現消費者庁次長の山崎史郎さんは、「ミスター介護保険」と言われているそうです。2000年、当時の厚生省・高齢者介護対策担当として、介護保険の制度設計をした生みの親だからです。6月8日(日)に、まんのう町の議員さんと一緒に、滋賀県大津市で開催された「チョウチョの会」に参加し、山崎さんの講演を聞くことができました。山崎さんは厚生省入省以来これまで、社会福祉分野を一貫して歩んできました。介護保険の成り立ちからこれからの課題など、ご自身の思いと考えを赤裸々に話していただきました。
「高齢者介護のこと」
高齢者医療福祉政策は、介護保険と「自立支援」の歴史だ。 〔1960年代〕高齢者福祉政策の始まり(高齢化率:5.7%) 〔1970年代〕老人医療費の増大(高齢化率:7.1%・老人医療費無料化) 〔1980年代〕社会的入院や寝たきり老人の社会問題化(高齢化率:9.1%・老人医療費の一定割額負担の導入) 〔1990年代〕ゴールドプランの推進(高齢化率:12.1%・高齢者介護と自立支援システムの研究会) 〔1995年〕介護保険制度の導入準備(高齢化率:14.6%・1997年介護保険法成立) 〔2000年代〕介護保険制度の実施(高齢化率:17.4%・介護保険施行) 〔2003~09年〕介護保険料と介護報酬改定(高齢化率:2008年22.1%) その後も介護保険料と介護報酬改定が行われた。今から振り返ると、1970年代~80年代は高齢者医療福祉の暗黒時代だった。90年代からは、それまで家族を含み資産と考える「日本型社会福祉論」がおかしい、という考えが反映され自立支援へと向かっていった。

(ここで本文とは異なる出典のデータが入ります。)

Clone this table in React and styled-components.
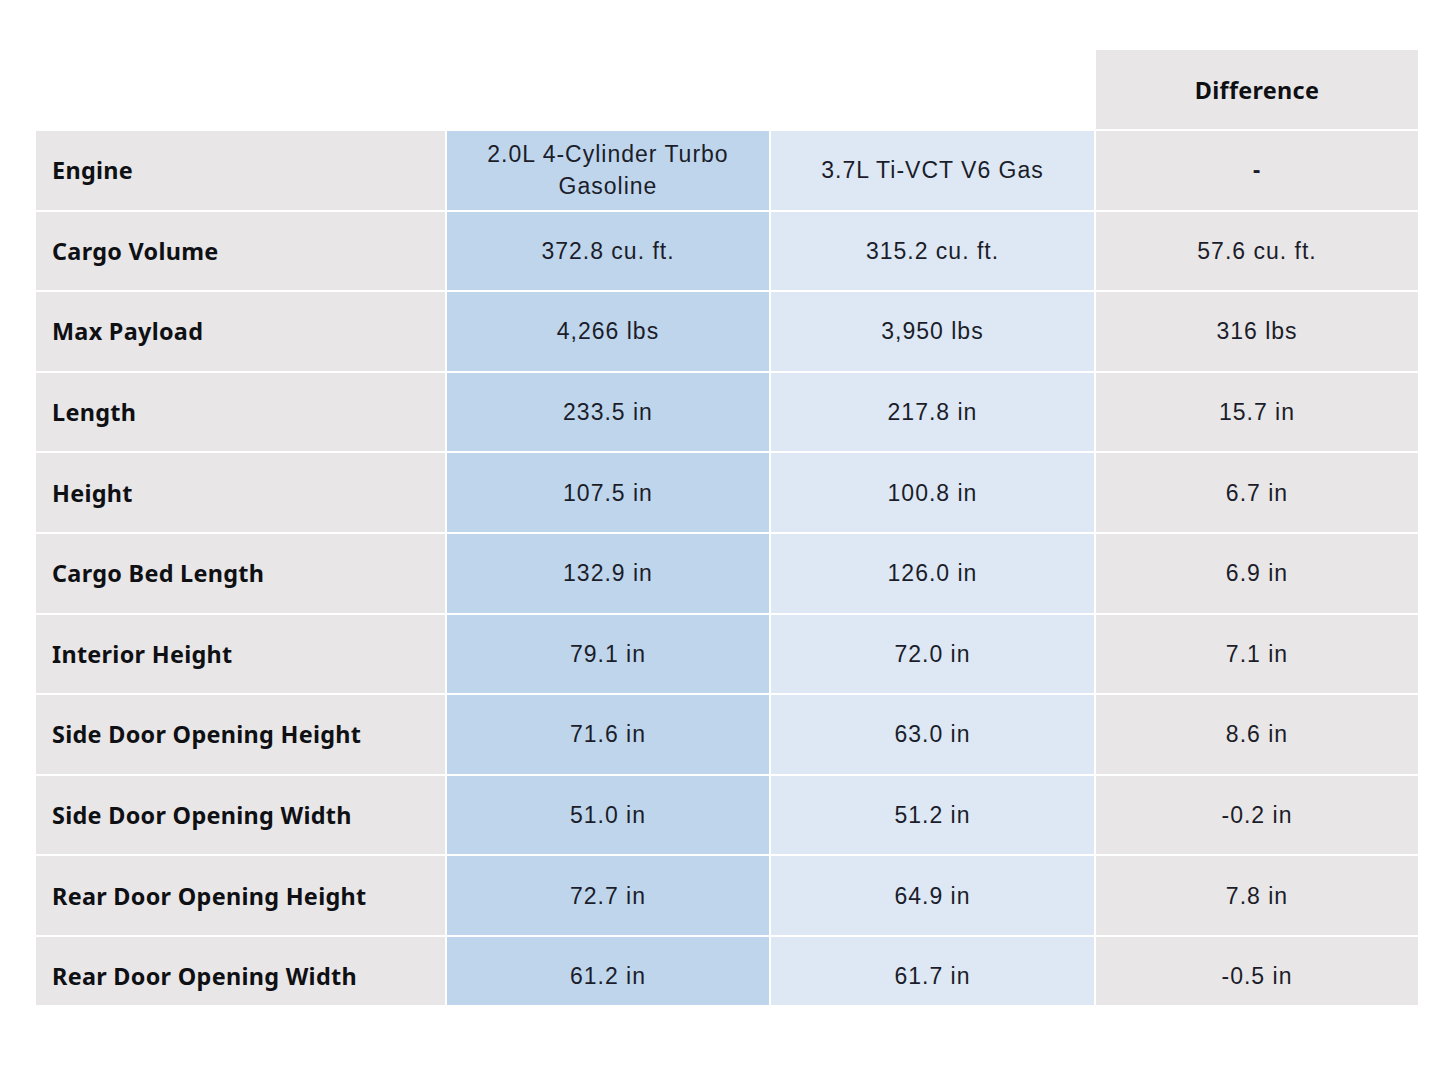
import React from "react";
import styled, { createGlobalStyle } from "styled-components";

const GlobalStyle = createGlobalStyle`
  html, body { margin: 0; padding: 0; background: #ffffff; }
  body { font-family: "Liberation Sans", Arial, sans-serif; color: #1b1c24; }
`;

const Page = styled.div`
  padding: 50px 0 0 36px;
  width: 1382px;
`;

const Clip = styled.div`
  height: 955px;
  overflow: hidden;
`;

const Table = styled.div`
  display: grid;
  grid-template-columns: 409px 322px 323px 322px;
  grid-auto-rows: 78.6px;
  grid-template-rows: 79px;
  column-gap: 2px;
  row-gap: 2px;
`;

const bg = {
  label: "#e8e6e7",
  a: "#bfd5ec",
  b: "#dde8f4",
  diff: "#e8e6e7",
  none: "transparent",
};

const Cell = styled.div`
  background: ${(p) => bg[p.$tone]};
  display: flex;
  align-items: center;
  justify-content: center;
  text-align: center;
  font-family: "Liberation Sans", Arial, sans-serif;
  font-size: 23px;
  letter-spacing: 1px;
  line-height: 32px;
  font-weight: ${(p) => (p.$strong ? 700 : 400)};
  color: #1b1d2a;
  padding: 0 24px;
`;

const LabelCell = styled(Cell)`
  justify-content: flex-start;
  text-align: left;
  padding: 0 16px;
  font-family: "Noto Sans", "Liberation Sans", sans-serif;
  font-weight: 700;
  font-size: 23.4px;
  letter-spacing: 0.3px;
  color: #0f1014;
`;

const HeadCell = styled(Cell)`
  font-family: "Noto Sans", "Liberation Sans", sans-serif;
  font-weight: 700;
  font-size: 23.4px;
  letter-spacing: 0.3px;
  color: #0f1014;
`;

const rows = [
  ["Engine", "2.0L 4-Cylinder Turbo Gasoline", "3.7L Ti-VCT V6 Gas", "-"],
  ["Cargo Volume", "372.8 cu. ft.", "315.2 cu. ft.", "57.6 cu. ft."],
  ["Max Payload", "4,266 lbs", "3,950 lbs", "316 lbs"],
  ["Length", "233.5 in", "217.8 in", "15.7 in"],
  ["Height", "107.5 in", "100.8 in", "6.7 in"],
  ["Cargo Bed Length", "132.9 in", "126.0 in", "6.9 in"],
  ["Interior Height", "79.1 in", "72.0 in", "7.1 in"],
  ["Side Door Opening Height", "71.6 in", "63.0 in", "8.6 in"],
  ["Side Door Opening Width", "51.0 in", "51.2 in", "-0.2 in"],
  ["Rear Door Opening Height", "72.7 in", "64.9 in", "7.8 in"],
  ["Rear Door Opening Width", "61.2 in", "61.7 in", "-0.5 in"],
];

export default function App() {
  return (
    <>
      <GlobalStyle />
      <Page>
        <Clip>
          <Table>
            <Cell $tone="none" />
            <Cell $tone="none" />
            <Cell $tone="none" />
            <HeadCell $tone="diff">Difference</HeadCell>
            {rows.map(([label, a, b, d]) => (
              <React.Fragment key={label}>
                <LabelCell $tone="label">{label}</LabelCell>
                <Cell $tone="a">{a}</Cell>
                <Cell $tone="b">{b}</Cell>
                <Cell $tone="diff" $strong={d === "-"}>{d}</Cell>
              </React.Fragment>
            ))}
          </Table>
        </Clip>
      </Page>
    </>
  );
}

介護保険制度導入には、日本社会に対する発想の大転換が必要だった。基本理念を ● 「日本型社会福祉論」【自助】(嫁に世話をさせる)と ●措置制度(救貧施策)の高齢者福祉【保護】(予算がなくなるとサービスもなくなる)という既存概念を、【自立支援】に転換した。また、制度・支援体制は ●利用システム(行政処分として低所得者に限定)と ●質量ともに貧弱な支援サービス(公的な事業サービスに限られ、医療と福祉でバラバラのサービス)であったものを「社会保険方式の導入」により、本人の選択・契約方式として一般国民を対象にサービス選択のサポートをするケアマネジメントを導入した。そして、サービスの一元化と民間参入によりサービス拡充・市場活用を取り入れた。
65歳以上人口はこれまでの10年で4割近く増加し、要介護認定を受けている者は2.5倍に増えている。介護費用・介護保険の推移は、2000年に3.6兆円で2012年には8.9兆円となり、2.5倍になっている。それに伴い保険料の一人当たり月額全国平均は、第1期2,911円から第5期4,972円となっており、約2割高となっている。

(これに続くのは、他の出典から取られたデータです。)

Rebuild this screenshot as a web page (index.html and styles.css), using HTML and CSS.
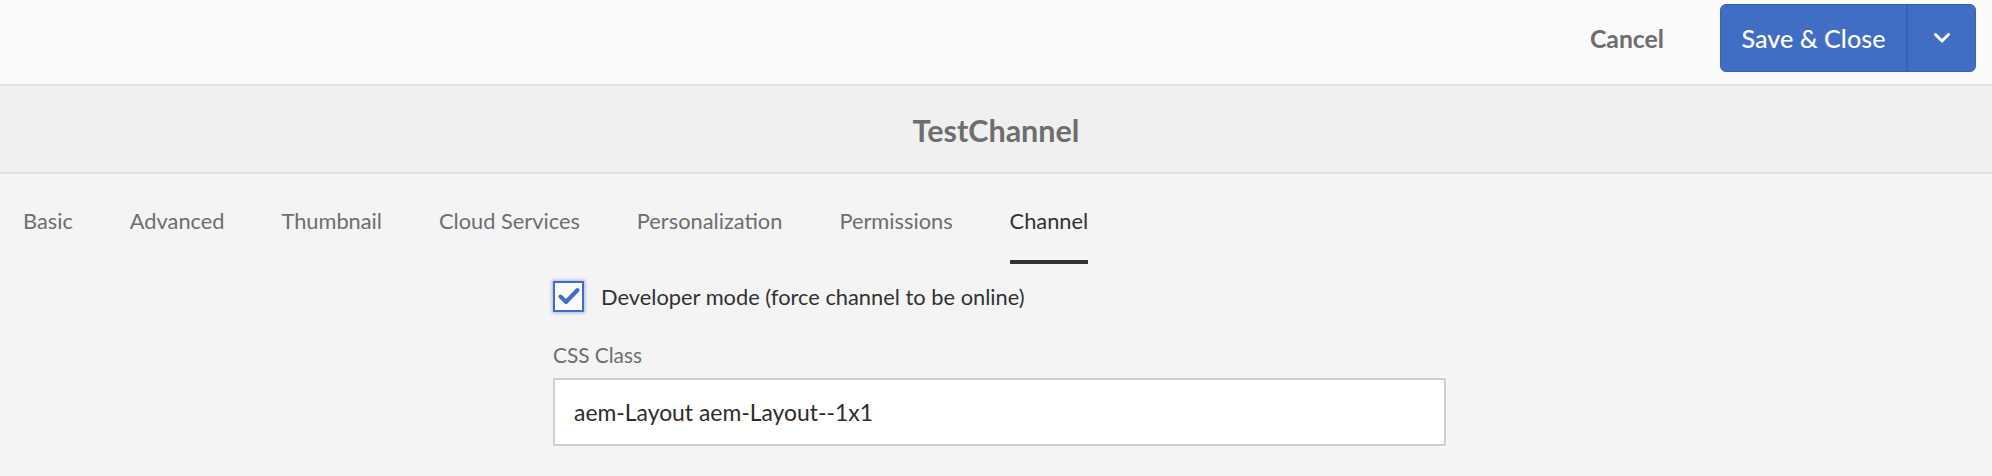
FILE: index.html
```html
<!DOCTYPE html>
<html lang="en">
<head>
<meta charset="utf-8">
<title>TestChannel</title>
<link rel="stylesheet" href="styles.css">
</head>
<body>
<header class="actionbar">
  <button class="btn-quiet" type="button">Cancel</button>
  <div class="split-btn">
    <button class="split-main" type="button">Save &amp; Close</button>
    <button class="split-toggle" type="button" aria-label="More">
      <svg width="16" height="10" viewBox="0 0 16 10"><path d="M1.5 1.5 L8 8 L14.5 1.5" fill="none" stroke="#fff" stroke-width="3" stroke-linecap="round" stroke-linejoin="round"/></svg>
    </button>
  </div>
</header>
<div class="titlebar"><h1 class="title">TestChannel</h1></div>
<nav class="tabs">
  <span class="tab">Basic</span>
  <span class="tab">Advanced</span>
  <span class="tab">Thumbnail</span>
  <span class="tab">Cloud Services</span>
  <span class="tab">Personalization</span>
  <span class="tab">Permissions</span>
  <span class="tab tab-active">Channel</span>
</nav>
<main class="form">
  <label class="check-row">
    <span class="checkbox">
      <svg width="24" height="20" viewBox="0 0 24 20"><path d="M3.5 10.5 L9 16 L20.5 4" fill="none" stroke="#416ec4" stroke-width="4" stroke-linecap="round" stroke-linejoin="round"/></svg>
    </span>
    <span class="check-label">Developer mode (force channel to be online)</span>
  </label>
  <div class="field">
    <div class="field-label">CSS Class</div>
    <div class="textbox">aem-Layout aem-Layout--1x1</div>
  </div>
</main>
</body>
</html>
```
FILE: styles.css
```css
* { box-sizing: border-box; }
html, body { margin: 0; padding: 0; }
body {
  background: #f4f4f4;
  font-family: Lato, "Open Sans", sans-serif;
  width: 1992px;
  height: 476px;
  overflow: hidden;
}
.actionbar {
  height: 86px;
  background: #fafafa;
  border-bottom: 2px solid #e1e1e1;
  display: flex;
  justify-content: flex-end;
  align-items: flex-start;
  padding: 4px 16px 0 0;
}
.btn-quiet {
  background: none;
  border: 0;
  font-family: inherit;
  font-size: 24.8px;
  font-weight: 700;
  color: #6e6e6e;
  height: 68px;
  padding: 0;
  margin-right: 56px;
}
.split-btn {
  display: flex;
  height: 68px;
  background: #416ec4;
  border: 1px solid #3a64b6;
  border-radius: 6px;
  overflow: hidden;
}
.split-main {
  background: none;
  border: 0;
  border-right: 2px solid #3862b0;
  color: #fff;
  font-family: inherit;
  font-size: 25.2px;
  font-weight: 500;
  width: 187px;
  padding: 0;
}
.split-toggle {
  background: none;
  border: 0;
  width: 67px;
  display: flex;
  align-items: center;
  justify-content: center;
  padding: 0;
}
.titlebar {
  height: 88px;
  background: #f0f0f0;
  border-bottom: 2px solid #e1e1e1;
  display: flex;
  align-items: center;
  justify-content: center;
}
.title {
  margin: 0;
  font-size: 30.5px;
  font-weight: 700;
  color: #6e6e6e;
  line-height: 36px;
  padding-top: 2px;
}
.tabs {
  display: flex;
  gap: 57px;
  padding-left: 23px;
}
.tab {
  font-size: 21.8px;
  line-height: 26px;
  color: #6e6e6e;
  padding: 34px 0 26px;
  border-bottom: 4px solid transparent;
}
.tab-active {
  color: #323232;
  border-bottom-color: #323232;
}
.form {
  margin-left: 553px;
  width: 893px;
  padding-top: 16px;
}
.check-row {
  display: flex;
  align-items: center;
  gap: 17px;
  height: 32px;
}
.checkbox {
  width: 31px;
  height: 31px;
  border: 2px solid #416ec4;
  background: #fafafa;
  box-shadow: 0 0 3px 1px rgba(65, 110, 196, 0.45);
  display: flex;
  align-items: center;
  justify-content: center;
}
.check-label {
  font-size: 21.85px;
  color: #323232;
}
.field { margin-top: 30px; }
.field-label {
  font-size: 20.8px;
  line-height: 26px;
  color: #6e6e6e;
}
.textbox {
  margin-top: 10px;
  height: 68px;
  background: #fff;
  border: 2px solid #d0d0d0;
  padding-left: 19px;
  display: flex;
  align-items: center;
  font-size: 22.9px;
  color: #2c2c2c;
}
```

介護保険の最大の問題は 認知症 だ。認知症高齢者数は、現在約300万人であるところが、10年後には430万人になるといわれ、40%増えると予測される。認知症ケアの課題の本質は、「ケアマネジメント」が機能していないことで、医療・介護・家庭の連携ができていないことに原因がある。ケアプランは何のためにあるのかを、しっかり理解した人材の育成が欠かせない。
介護保険の基本理念から制度を生み、これまでの制度改定を見続けたきた、全てを知るものだかこそ言える確信の言葉に触発されました。介護保険制度を基本から学び直そうと思っています。